## begin
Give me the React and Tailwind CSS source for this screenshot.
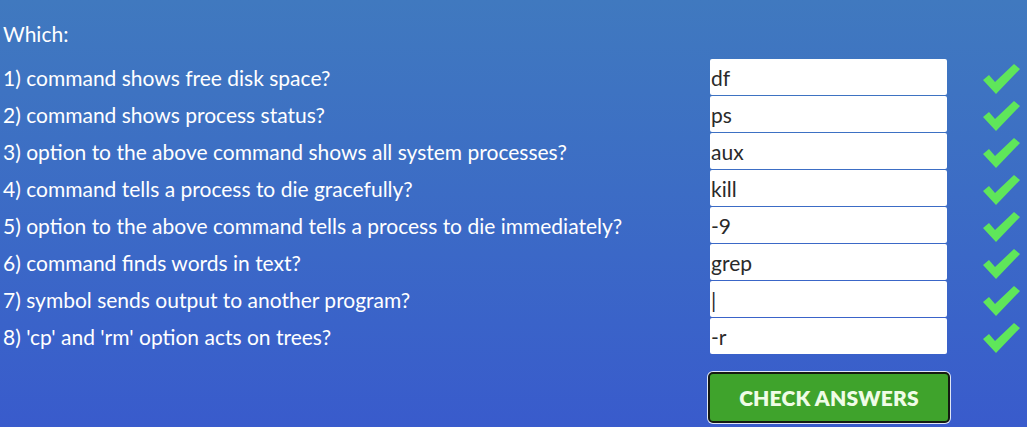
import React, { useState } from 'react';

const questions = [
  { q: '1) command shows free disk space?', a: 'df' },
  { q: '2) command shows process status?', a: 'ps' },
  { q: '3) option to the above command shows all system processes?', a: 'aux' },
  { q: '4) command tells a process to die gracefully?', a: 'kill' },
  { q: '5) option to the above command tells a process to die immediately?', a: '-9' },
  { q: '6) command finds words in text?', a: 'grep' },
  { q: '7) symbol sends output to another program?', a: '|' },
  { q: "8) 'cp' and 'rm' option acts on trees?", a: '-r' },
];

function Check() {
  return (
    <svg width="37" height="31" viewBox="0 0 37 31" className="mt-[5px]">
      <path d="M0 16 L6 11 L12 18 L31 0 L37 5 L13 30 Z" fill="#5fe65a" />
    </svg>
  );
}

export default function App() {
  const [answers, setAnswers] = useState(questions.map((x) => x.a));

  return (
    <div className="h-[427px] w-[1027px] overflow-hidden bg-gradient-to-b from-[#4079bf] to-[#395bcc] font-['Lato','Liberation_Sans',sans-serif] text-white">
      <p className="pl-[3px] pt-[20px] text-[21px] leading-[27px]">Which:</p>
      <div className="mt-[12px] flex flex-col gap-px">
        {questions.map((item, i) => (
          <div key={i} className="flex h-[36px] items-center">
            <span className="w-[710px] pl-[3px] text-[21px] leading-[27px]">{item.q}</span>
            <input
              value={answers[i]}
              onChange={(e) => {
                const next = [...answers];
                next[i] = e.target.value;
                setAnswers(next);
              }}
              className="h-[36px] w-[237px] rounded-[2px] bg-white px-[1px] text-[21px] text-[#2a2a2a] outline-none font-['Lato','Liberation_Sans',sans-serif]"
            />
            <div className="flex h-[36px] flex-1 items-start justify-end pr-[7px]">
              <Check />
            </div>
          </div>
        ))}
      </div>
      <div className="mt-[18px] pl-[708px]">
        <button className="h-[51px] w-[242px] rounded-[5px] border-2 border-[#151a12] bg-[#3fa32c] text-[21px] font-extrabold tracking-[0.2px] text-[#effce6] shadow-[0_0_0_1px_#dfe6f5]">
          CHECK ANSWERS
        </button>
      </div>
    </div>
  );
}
## end
Your instructions:
Leave out the pictures and copy the rest of the material above exactly.

Solution:
Give me the React and Tailwind CSS source for this screenshot.
import React, { useState } from 'react';

const questions = [
  { q: '1) command shows free disk space?', a: 'df' },
  { q: '2) command shows process status?', a: 'ps' },
  { q: '3) option to the above command shows all system processes?', a: 'aux' },
  { q: '4) command tells a process to die gracefully?', a: 'kill' },
  { q: '5) option to the above command tells a process to die immediately?', a: '-9' },
  { q: '6) command finds words in text?', a: 'grep' },
  { q: '7) symbol sends output to another program?', a: '|' },
  { q: "8) 'cp' and 'rm' option acts on trees?", a: '-r' },
];

function Check() {
  return (
    <svg width="37" height="31" viewBox="0 0 37 31" className="mt-[5px]">
      <path d="M0 16 L6 11 L12 18 L31 0 L37 5 L13 30 Z" fill="#5fe65a" />
    </svg>
  );
}

export default function App() {
  const [answers, setAnswers] = useState(questions.map((x) => x.a));

  return (
    <div className="h-[427px] w-[1027px] overflow-hidden bg-gradient-to-b from-[#4079bf] to-[#395bcc] font-['Lato','Liberation_Sans',sans-serif] text-white">
      <p className="pl-[3px] pt-[20px] text-[21px] leading-[27px]">Which:</p>
      <div className="mt-[12px] flex flex-col gap-px">
        {questions.map((item, i) => (
          <div key={i} className="flex h-[36px] items-center">
            <span className="w-[710px] pl-[3px] text-[21px] leading-[27px]">{item.q}</span>
            <input
              value={answers[i]}
              onChange={(e) => {
                const next = [...answers];
                next[i] = e.target.value;
                setAnswers(next);
              }}
              className="h-[36px] w-[237px] rounded-[2px] bg-white px-[1px] text-[21px] text-[#2a2a2a] outline-none font-['Lato','Liberation_Sans',sans-serif]"
            />
            <div className="flex h-[36px] flex-1 items-start justify-end pr-[7px]">
              <Check />
            </div>
          </div>
        ))}
      </div>
      <div className="mt-[18px] pl-[708px]">
        <button className="h-[51px] w-[242px] rounded-[5px] border-2 border-[#151a12] bg-[#3fa32c] text-[21px] font-extrabold tracking-[0.2px] text-[#effce6] shadow-[0_0_0_1px_#dfe6f5]">
          CHECK ANSWERS
        </button>
      </div>
    </div>
  );
}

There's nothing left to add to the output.